Data extract
━━━━━━━━━━━━━━━━

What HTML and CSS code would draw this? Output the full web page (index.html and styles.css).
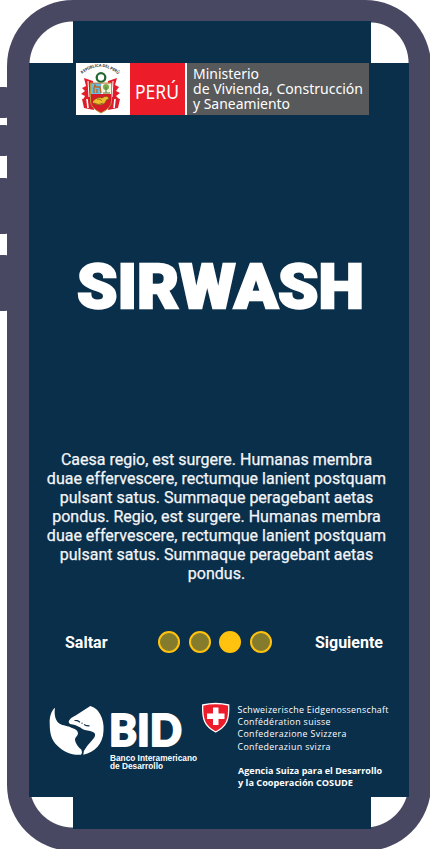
FILE: index.html
```html
<!DOCTYPE html>
<html lang="es">
<head>
<meta charset="utf-8">
<meta name="viewport" content="width=device-width, initial-scale=1">
<title>SIRWASH</title>
<link rel="stylesheet" href="styles.css">
</head>
<body>
<div class="phone">
  <span class="key key-a"></span>
  <span class="key key-b"></span>
  <span class="key key-c"></span>
  <span class="key key-d"></span>
  <main class="screen">
    <span class="corner top-left"></span>
    <span class="corner top-right"></span>
    <span class="corner bottom-left"></span>
    <span class="corner bottom-right"></span>

    <header class="ministry">
      <svg class="emblem" viewBox="0 0 54 52">
        <path id="arc" d="M6 11Q24-4 43 12" fill="none"/>
        <text class="motto"><textPath href="#arc" textLength="40">REPÚBLICA DEL PERÚ</textPath></text>
        <path d="M8 15L17 18 18 36 7 37 9 33 5 31 9 28 6 25 10 23ZM41 15L32 18 31 36 44 37 40 33 44 30 40 28 43 24 39 22Z" fill="#e31c2b"/>
        <path d="M12 18l1 16M37 18l-1 16" stroke="#fff" stroke-width="1"/>
        <path d="M6 36l10-2 2 13-10-2zM44 36l-10-2-2 13 10-2z" fill="#d91e2d"/>
        <path d="M11 36l1 9M39 36l-1 9" stroke="#fff" stroke-width="1.6"/>
        <circle cx="25" cy="14.5" r="4.3" fill="#fff" stroke="#23672f" stroke-width="2.3"/>
        <path d="M14.500 20H35.500V38Q35.500 45 25 50Q14.500 45 14.500 38Z" fill="#d71c28" stroke="#b49639"/>
        <path d="M15 20.500H25V31H15Z" fill="#68bce3"/>
        <path d="M25 20.500H35V31H25Z" fill="#f3f3db"/>
        <path d="M18 30V25l1-3 1 2h4l1 6M21 26v4" fill="none" stroke="#b66a28" stroke-width="1.4"/>
        <circle cx="30" cy="24" r="3" fill="#79aa50"/>
        <path d="M30 24v6M27 30h7" stroke="#56763b"/>
        <path d="M17 38q5-5 9-3 6-4 7 1-3 0-4 4-5 4-12 0" fill="#efbd2b" stroke="#73501e" stroke-width=".7"/>
        <path d="M18 40q5 3 9 0M21 36q4 0 5 2" fill="none" stroke="#8b5b19" stroke-width=".8"/>
      </svg>
      <svg class="country" viewBox="0 0 55 52"><text x="5" y="35.5" textLength="44" lengthAdjust="spacingAndGlyphs">PERÚ</text></svg>
      <svg class="office" viewBox="0 0 182 52">
        <text x="6" y="15.5" textLength="66" lengthAdjust="spacingAndGlyphs">Ministerio</text>
        <text x="6" y="30.5" textLength="170" lengthAdjust="spacingAndGlyphs">de Vivienda, Construcción</text>
        <text x="6" y="45.5" textLength="97" lengthAdjust="spacingAndGlyphs">y Saneamiento</text>
      </svg>
    </header>

    <h1 class="title"><svg viewBox="0 0 300 64"><text x="8" y="52" textLength="287" lengthAdjust="spacingAndGlyphs">SIRWASH</text></svg></h1>

    <p class="intro">Caesa regio, est surgere. Humanas membra<br>duae effervescere, rectumque lanient postquam<br>pulsant satus. Summaque peragebant aetas<br>pondus. Regio, est surgere. Humanas membra<br>duae effervescere, rectumque lanient postquam<br>pulsant satus. Summaque peragebant aetas<br>pondus.</p>

    <nav class="steps">
      <span class="skip">Saltar</span>
      <span class="dots"><i></i><i></i><i class="active"></i><i></i></span>
      <span class="next">Siguiente</span>
    </nav>

    <footer class="partners">
      <svg class="bid" viewBox="0 0 152 76">
        <path d="M5 1.700C1 5-.5 11-.3 17C-.3 27 1 34 7.700 40C14 46 22 49.500 31 48.700C32.500 47 32 45 31.200 43.500C28 41 25.500 37 25 34C25 31 28 30 28 27C27.500 24 25 23 22 22C18 19.500 13 20 9.300 17.500C5 14 4 8 5 1.700Z"/>
        <path d="M18.700 15.300Q20 12 26 9.300L40.300 0Q47 2 50 8C53 13 54 19 53.500 25C53 38 45 46 33.300 48.700Q33 45 35.300 42.700C38 38 42 35 44.300 31.500Q46.500 27.500 43 26C39 24 36 25 32 22.700C28 19.500 23 18.500 20 18Q18.500 17 18.700 15.300Z"/>
        <path d="M24.500 14.500l3 .2 2.500 1.500M34 18.500l2.500 1.200 3 .2M31.500 17l1 .4" fill="none" stroke="#0b2f4c" stroke-width="1.2"/>
        <text class="bid-name" x="59" y="39.700" textLength="73" lengthAdjust="spacingAndGlyphs">BID</text>
        <text class="bid-caption" x="60" y="54.500" textLength="87" lengthAdjust="spacingAndGlyphs">Banco Interamericano</text>
        <text class="bid-caption" x="60" y="63" textLength="53" lengthAdjust="spacingAndGlyphs">de Desarrollo</text>
      </svg>
      <svg class="swiss" viewBox="0 0 200 92">
        <path d="M.7 2Q13.700-1 26.700 2C27.200 16 25.200 23 13.700 29C2.200 23 .2 16 .7 2Z" fill="#ed1c2b" stroke="#fff" stroke-width="1.3"/>
        <path d="M11 4.500h5.500v6h6V16h-6v6H11v-6H5v-5.500h6z" fill="#fff"/>
        <g class="swiss-lines">
          <text x="35.5" y="9.5" textLength="151">Schweizerische Eidgenossenschaft</text>
          <text x="35.5" y="21.5" textLength="93">Confédération suisse</text>
          <text x="35.5" y="34" textLength="109">Confederazione Svizzera</text>
          <text x="35.5" y="46.5" textLength="93">Confederaziun svizra</text>
        </g>
        <g class="agency">
          <text x="36" y="71" textLength="144" lengthAdjust="spacingAndGlyphs">Agencia Suiza para el Desarrollo</text>
          <text x="36" y="82.5" textLength="115" lengthAdjust="spacingAndGlyphs">y la Cooperación COSUDE</text>
        </g>
      </svg>
    </footer>
  </main>
</div>
</body>
</html>
```
FILE: styles.css
```css
* { box-sizing: border-box; }
html, body { margin: 0; height: 849px; overflow: hidden; background: #fff; }
body { font-family: Roboto, sans-serif; }
svg { display: block; overflow: visible; }
.phone {
  position: relative;
  width: 424px;
  height: 851px;
  margin-left: 7px;
  padding: 21px 21px 22px 22px;
  border-radius: 66px;
  background: #494863;
}
.key {
  position: absolute;
  left: -10px;
  width: 12px;
  border-radius: 4px;
  background: #494863;
}
.key-a { top: 87px; height: 31px; }
.key-b { top: 125px; height: 31px; }
.key-c { top: 178px; height: 56px; }
.key-d { top: 255px; height: 56px; }
.screen {
  position: relative;
  display: flex;
  flex-direction: column;
  width: 380px;
  height: 808px;
  padding-top: 42px;
  background: #0a2f4b;
  color: #fff;
}
.corner { position: absolute; }
.top-left { left: 0; top: 0; width: 44px; height: 42px; background: radial-gradient(circle at 44px 44px, #fff 43px, #494863 44px); }
.top-right { right: 0; top: 0; width: 38px; height: 42px; background: radial-gradient(ellipse 38px 41px at 0 42px, #fff 97.5%, #494863 100%); }
.bottom-left { left: 0; bottom: 0; width: 44px; height: 32px; background: radial-gradient(circle at 44px -13px, #fff 43px, #494863 44px); }
.bottom-right { right: 0; bottom: 0; width: 38px; height: 32px; background: radial-gradient(circle at -6px -13px, #fff 43px, #494863 44px); }
.ministry { display: flex; width: 293px; height: 52px; margin-left: 47px; flex: none; background: #fff; }
.emblem { width: 54px; height: 52px; }
.motto { font: bold 4px "Noto Sans", sans-serif; fill: #333; }
.country { width: 55px; height: 52px; background: #ed1c29; fill: #fff; font: 20px "Noto Sans", sans-serif; }
.office { width: 182px; height: 52px; margin-left: 2px; background: #58595b; fill: #fff; font: 13.5px "Noto Sans", sans-serif; }
.title { width: 300px; height: 64px; margin: 141px 0 0 40px; flex: none; }
.title text { font: 900 62px Roboto, sans-serif; fill: #fff; stroke: #fff; stroke-width: 2.3px; }
.intro {
  width: 360px;
  margin: 130px 0 0 7.5px;
  flex: none;
  font-size: 16px;
  line-height: 19px;
  text-align: center;
  color: #f4f5f7;
  -webkit-text-stroke: .25px #f4f5f7;
}
.steps { display: flex; align-items: center; height: 24px; margin-top: 47px; padding: 0 26px 0 36px; flex: none; font-size: 16px; font-weight: 700; }
.dots { display: flex; gap: 8.5px; margin-left: 51px; }
.dots i { width: 22px; height: 22px; border: 2px solid #ffc20e; border-radius: 50%; background: #857b2d; }
.dots .active { background: #ffc20e; }
.next { margin-left: auto; }
.partners { display: flex; margin: 49px 0 0 21px; }
.bid { width: 152px; height: 76px; margin-top: 3px; fill: #fff; }
.bid-name { font: 900 43.5px Lato, sans-serif; stroke: #fff; stroke-width: 2px; stroke-linejoin: round; }
.bid-caption { font: bold 8.2px "Liberation Sans", sans-serif; }
.swiss { width: 200px; height: 92px; margin-right: -20px; flex: none; fill: #fff; }
.swiss-lines { font: 8.8px "Open Sans", sans-serif; }
.agency { font: bold 9.3px "Open Sans", sans-serif; }
```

━━━━━━━━━━━━━━━━

Task objective
The answer should be a single number: the count of lines in the data that include the string "index".

Full answer
2